(Rows from a dataset)
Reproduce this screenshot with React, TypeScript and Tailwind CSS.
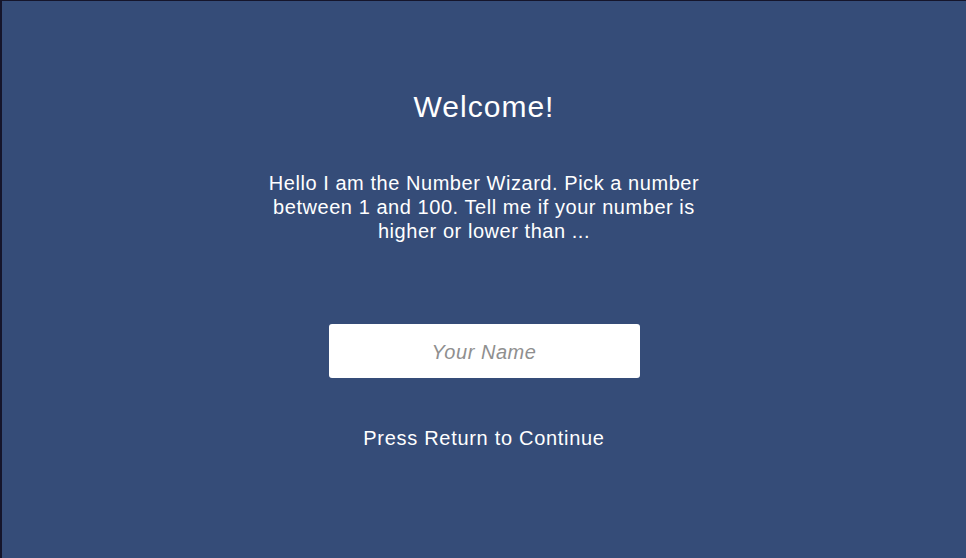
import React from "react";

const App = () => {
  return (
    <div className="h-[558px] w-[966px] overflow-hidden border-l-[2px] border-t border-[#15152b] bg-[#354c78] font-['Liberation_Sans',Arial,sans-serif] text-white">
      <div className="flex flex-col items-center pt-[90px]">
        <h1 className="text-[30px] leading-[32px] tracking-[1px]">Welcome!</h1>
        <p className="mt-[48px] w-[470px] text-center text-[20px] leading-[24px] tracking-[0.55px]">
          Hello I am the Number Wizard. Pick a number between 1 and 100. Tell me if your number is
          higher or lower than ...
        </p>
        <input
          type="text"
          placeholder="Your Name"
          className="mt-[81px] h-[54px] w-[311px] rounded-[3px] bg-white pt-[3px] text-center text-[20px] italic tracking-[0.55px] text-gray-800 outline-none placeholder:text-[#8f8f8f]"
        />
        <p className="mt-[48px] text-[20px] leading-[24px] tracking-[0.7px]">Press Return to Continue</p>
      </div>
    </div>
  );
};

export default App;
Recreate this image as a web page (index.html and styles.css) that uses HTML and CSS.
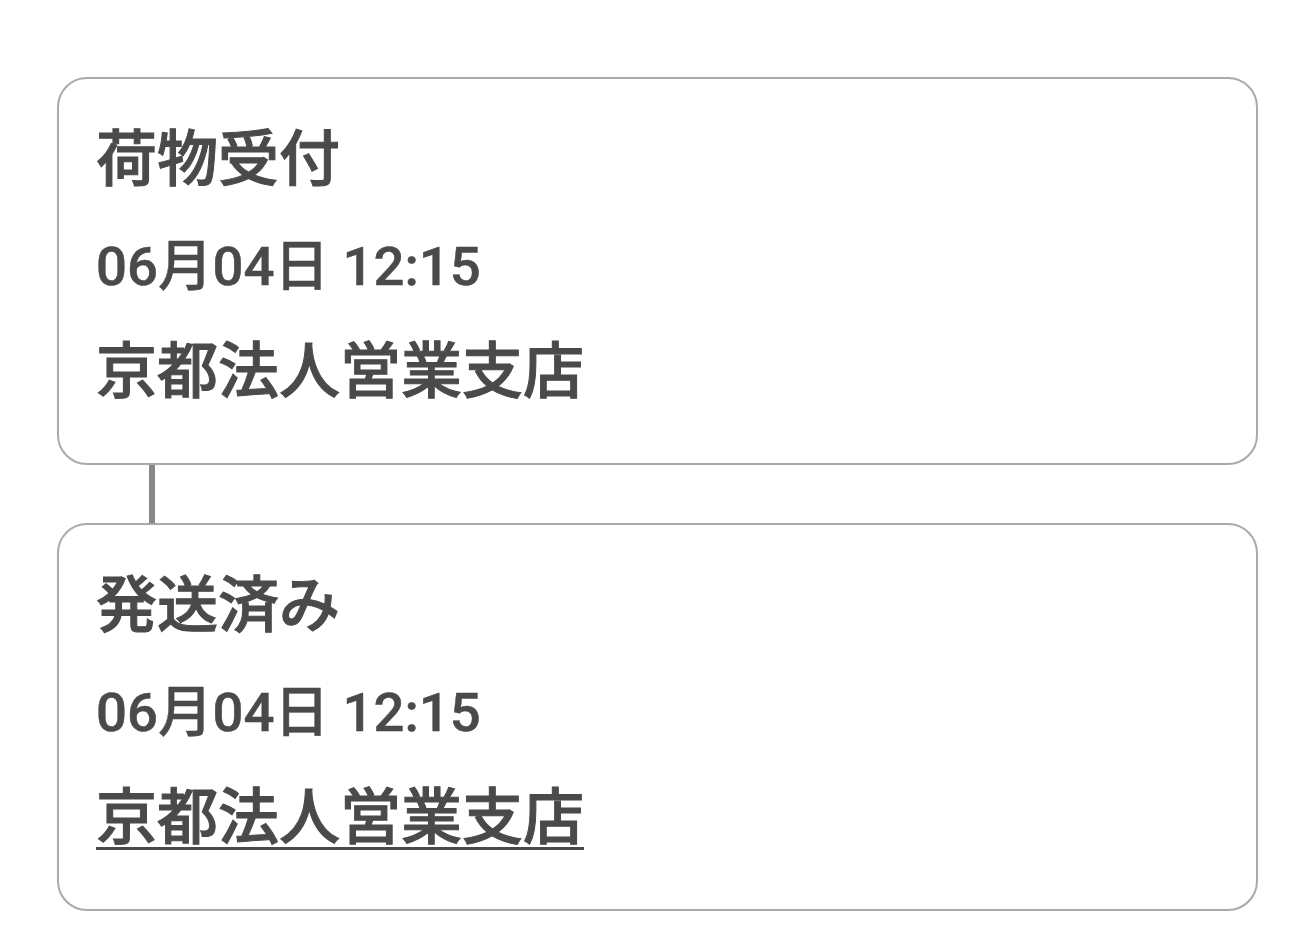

> **The exercise**
Reproduce each line of the records exactly, and omit every picture.

> **Correct output**
Reproduce this screenshot with React, TypeScript and Tailwind CSS.
import React from "react";

const App = () => {
  return (
    <div className="h-[558px] w-[966px] overflow-hidden border-l-[2px] border-t border-[#15152b] bg-[#354c78] font-['Liberation_Sans',Arial,sans-serif] text-white">
      <div className="flex flex-col items-center pt-[90px]">
        <h1 className="text-[30px] leading-[32px] tracking-[1px]">Welcome!</h1>
        <p className="mt-[48px] w-[470px] text-center text-[20px] leading-[24px] tracking-[0.55px]">
          Hello I am the Number Wizard. Pick a number between 1 and 100. Tell me if your number is
          higher or lower than ...
        </p>
        <input
          type="text"
          placeholder="Your Name"
          className="mt-[81px] h-[54px] w-[311px] rounded-[3px] bg-white pt-[3px] text-center text-[20px] italic tracking-[0.55px] text-gray-800 outline-none placeholder:text-[#8f8f8f]"
        />
        <p className="mt-[48px] text-[20px] leading-[24px] tracking-[0.7px]">Press Return to Continue</p>
      </div>
    </div>
  );
};

export default App;
Recreate this image as a web page (index.html and styles.css) that uses HTML and CSS.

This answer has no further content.